Return the data exactly, with all pictures removed.

▶ **DATASET SECTION**

╔══

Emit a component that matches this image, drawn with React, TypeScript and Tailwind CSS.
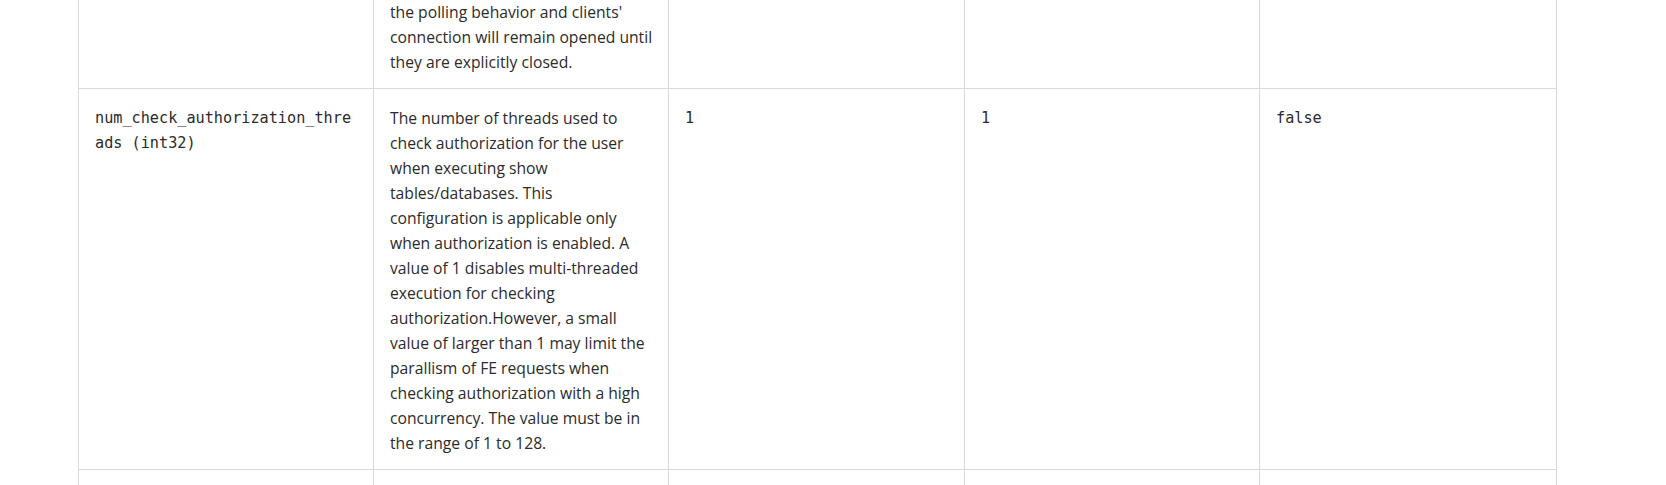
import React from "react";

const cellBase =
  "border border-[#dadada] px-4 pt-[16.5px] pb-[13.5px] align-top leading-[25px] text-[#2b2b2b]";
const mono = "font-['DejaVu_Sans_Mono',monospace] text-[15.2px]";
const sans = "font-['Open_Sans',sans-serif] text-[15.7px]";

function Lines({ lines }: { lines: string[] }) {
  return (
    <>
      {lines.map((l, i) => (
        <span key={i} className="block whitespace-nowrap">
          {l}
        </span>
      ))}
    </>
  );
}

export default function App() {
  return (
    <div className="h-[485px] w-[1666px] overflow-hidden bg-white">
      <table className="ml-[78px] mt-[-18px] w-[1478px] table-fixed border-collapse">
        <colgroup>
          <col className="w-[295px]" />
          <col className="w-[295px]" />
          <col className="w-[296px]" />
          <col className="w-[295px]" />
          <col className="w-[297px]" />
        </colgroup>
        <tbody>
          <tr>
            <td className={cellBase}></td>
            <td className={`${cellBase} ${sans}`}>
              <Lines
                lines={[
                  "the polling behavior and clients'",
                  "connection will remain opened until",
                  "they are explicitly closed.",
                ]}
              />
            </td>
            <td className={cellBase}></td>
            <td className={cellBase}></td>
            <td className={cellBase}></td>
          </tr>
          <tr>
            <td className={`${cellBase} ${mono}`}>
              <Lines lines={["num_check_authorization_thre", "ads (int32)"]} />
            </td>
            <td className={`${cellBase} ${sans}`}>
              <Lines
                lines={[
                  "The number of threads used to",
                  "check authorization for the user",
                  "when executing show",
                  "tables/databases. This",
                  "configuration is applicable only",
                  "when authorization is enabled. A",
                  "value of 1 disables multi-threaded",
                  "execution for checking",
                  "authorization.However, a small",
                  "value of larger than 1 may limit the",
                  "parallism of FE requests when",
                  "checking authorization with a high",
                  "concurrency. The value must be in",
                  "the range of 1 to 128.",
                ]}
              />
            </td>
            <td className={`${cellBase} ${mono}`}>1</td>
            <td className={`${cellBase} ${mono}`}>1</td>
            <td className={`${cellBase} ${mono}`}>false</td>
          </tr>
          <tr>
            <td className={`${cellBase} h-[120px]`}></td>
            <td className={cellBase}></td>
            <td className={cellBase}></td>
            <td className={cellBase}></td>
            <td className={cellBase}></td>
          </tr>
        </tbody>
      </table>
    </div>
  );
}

╚══

▶ **PROBLEM SOLUTION**
Emit a component that matches this image, drawn with React, TypeScript and Tailwind CSS.
import React from "react";

const cellBase =
  "border border-[#dadada] px-4 pt-[16.5px] pb-[13.5px] align-top leading-[25px] text-[#2b2b2b]";
const mono = "font-['DejaVu_Sans_Mono',monospace] text-[15.2px]";
const sans = "font-['Open_Sans',sans-serif] text-[15.7px]";

function Lines({ lines }: { lines: string[] }) {
  return (
    <>
      {lines.map((l, i) => (
        <span key={i} className="block whitespace-nowrap">
          {l}
        </span>
      ))}
    </>
  );
}

export default function App() {
  return (
    <div className="h-[485px] w-[1666px] overflow-hidden bg-white">
      <table className="ml-[78px] mt-[-18px] w-[1478px] table-fixed border-collapse">
        <colgroup>
          <col className="w-[295px]" />
          <col className="w-[295px]" />
          <col className="w-[296px]" />
          <col className="w-[295px]" />
          <col className="w-[297px]" />
        </colgroup>
        <tbody>
          <tr>
            <td className={cellBase}></td>
            <td className={`${cellBase} ${sans}`}>
              <Lines
                lines={[
                  "the polling behavior and clients'",
                  "connection will remain opened until",
                  "they are explicitly closed.",
                ]}
              />
            </td>
            <td className={cellBase}></td>
            <td className={cellBase}></td>
            <td className={cellBase}></td>
          </tr>
          <tr>
            <td className={`${cellBase} ${mono}`}>
              <Lines lines={["num_check_authorization_thre", "ads (int32)"]} />
            </td>
            <td className={`${cellBase} ${sans}`}>
              <Lines
                lines={[
                  "The number of threads used to",
                  "check authorization for the user",
                  "when executing show",
                  "tables/databases. This",
                  "configuration is applicable only",
                  "when authorization is enabled. A",
                  "value of 1 disables multi-threaded",
                  "execution for checking",
                  "authorization.However, a small",
                  "value of larger than 1 may limit the",
                  "parallism of FE requests when",
                  "checking authorization with a high",
                  "concurrency. The value must be in",
                  "the range of 1 to 128.",
                ]}
              />
            </td>
            <td className={`${cellBase} ${mono}`}>1</td>
            <td className={`${cellBase} ${mono}`}>1</td>
            <td className={`${cellBase} ${mono}`}>false</td>
          </tr>
          <tr>
            <td className={`${cellBase} h-[120px]`}></td>
            <td className={cellBase}></td>
            <td className={cellBase}></td>
            <td className={cellBase}></td>
            <td className={cellBase}></td>
          </tr>
        </tbody>
      </table>
    </div>
  );
}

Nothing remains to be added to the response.